According to a presentation, “Global Generic Pharmaceutical Market – Qualitative and Quantitative Analysis,” by Frost and Sullivan, the US is the largest generics market. It accounted for around 45% of the global generics market in terms of revenue in 2012. The EU5—Germany, the United Kingdom, France, Italy, and Spain—countries accounted for 18% of the global market.

Please refer to the above chart. It shows the generics volume penetration in the leading eight markets.

Also, in terms of volume, the US market scores highest with 86% of volume penetration. Canada and the EU5 countries are next. Volume penetration is calculated as the percentage of generic drugs dispensed by total prescription dispensed. Lower generic penetration in many countries—Japan, Italy, Spain, Poland, and France—is due to the lower utilization of generics.

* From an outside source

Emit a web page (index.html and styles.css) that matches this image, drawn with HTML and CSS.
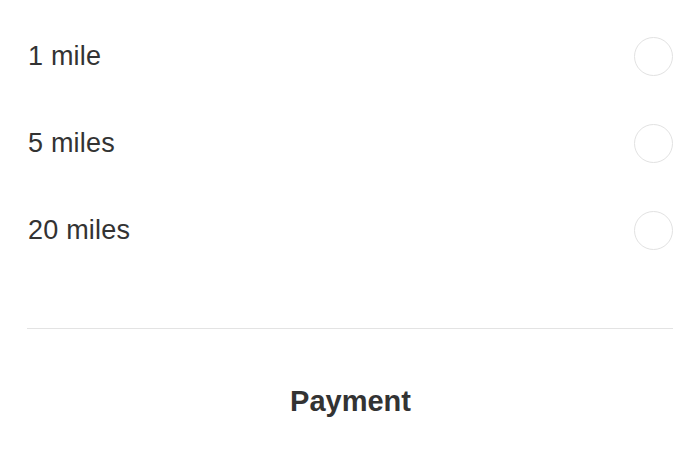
FILE: index.html
```html
<!DOCTYPE html>
<html lang="en">
<head>
  <meta charset="UTF-8">
  <meta name="viewport" content="width=device-width, initial-scale=1.0">
  <title>Distance</title>
  <link rel="stylesheet" href="styles.css">
</head>
<body>
  <div class="container">
    <ul class="options">
      <li class="option">
        <span class="option-label">1 mile</span>
        <span class="radio"></span>
      </li>
      <li class="option">
        <span class="option-label">5 miles</span>
        <span class="radio"></span>
      </li>
      <li class="option">
        <span class="option-label">20 miles</span>
        <span class="radio"></span>
      </li>
    </ul>
    <hr class="divider">
    <h2 class="section-title">Payment</h2>
  </div>
</body>
</html>
```

FILE: styles.css
```css
body {
  font-family: "Liberation Sans", Arial, sans-serif;
  background-color: #fff;
  color: #333;
  margin: 0;
  padding: 0;
}

.container {
  padding: 13px 27px 0 28px;
}

.options {
  list-style: none;
  margin: 0;
  padding: 0;
}

.option {
  display: flex;
  justify-content: space-between;
  align-items: center;
  height: 87px;
}

.option-label {
  font-size: 27px;
  letter-spacing: 0.2px;
}

.radio {
  width: 37px;
  height: 37px;
  border: 1.5px solid #e2e2e2;
  border-radius: 50%;
}

.divider {
  border: none;
  border-top: 1px solid #e3e3e3;
  margin: 54px 0 0 -1px;
}

.section-title {
  text-align: center;
  font-size: 29px;
  font-weight: bold;
  margin: 56px 0 0;
  color: #333;
}
```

This is because of government policies that encourage doctors and pharmacists to substitute generic drugs for branded, or patented, drugs.

In 2013, Mylan (MYL) derived 85.5%, Impax (IPXL) derived 77.3%, Actavis (ACT) derived 72.1%, and Hospira (HSP) derived 69% of their total revenue from the sale of generic drugs.

Pharmaceutical ETFs—like the S&P Health Care Select Sector Index (XLV) and the iShares U.S. Healthcare ETF (IYH)—are capitalizing on the industry’s profitability.